By 1913, with theatrical prospects bleak, Lasky, DeMille and Lasky's brother-in-law Samuel Goldfish formed the Jesse L. Lasky Feature Play Company to produce feature length motion picture versions of popular plays. Their first film was "THE SQUAW MAN", released in early 1914 to great success. Cecil B. DeMille was named director General of the new company, supervising all production as well as writing and directing his own pictures. Cecil developed a reputation as one of the finest directors in the business with films like "CARMEN" (1915), "THE CHEAT" (1915) and "THE GOLDEN CHANCE" (1916).
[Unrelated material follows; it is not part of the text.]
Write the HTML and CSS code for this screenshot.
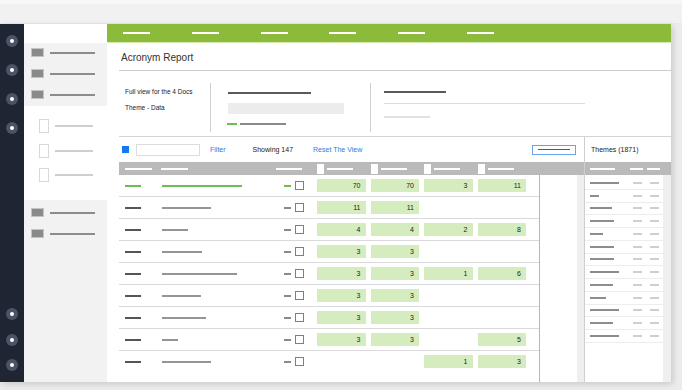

Although the Lasky feature Play company had a shaky start, the company's success became assured when it joined with Adolph Zukor's Famous Players Films Company and Frank Garbutt's Bosworth, Inc. to distribute films through the newly formed Paramount Pictures Corporation headed by W. W. Hodkinson. In 1916 the three production companies merged to form the Famous Players-Lasky Corporation, and then assumed control of Paramount.

Cecil B. DeMille retained his position as Director General with Famous Players, but he gradually gave up his supervisory duties to concentrate on making his own pictures. His first large scale spectacle, "JOAN THE WOMAN" (1916), received critical acclaim, but met with only modest box-office success, and for the next several years Cecil was forced to give up his dream of "painting on a big canvas."

During the late 1910's and early 1920's, Cecil turned out a successful and influential series of domestic social comedies. Films like "OLD WIVES FOR NEW" (1918), "DON'T CHANGE YOUR HUSBAND" (1919) and "WHY CHANGE YOUR WIFE?" (1920) gained great attention by focusing on married life rather than on the usual boy-meets-girl formula, and DeMille was able to satisfy his desire to make spectacles by inserting elaborate historical flashback sequences into several of these films.

In this period, DeMille also began to expand his business interests. In 1919 he established Mercury Aviation, the first commercial airline service to carry passengers on a regular schedule. He also sat on the board of the Bank of Italy (later Bank of America) and helped establish the bank's relationship with the motion picture industry.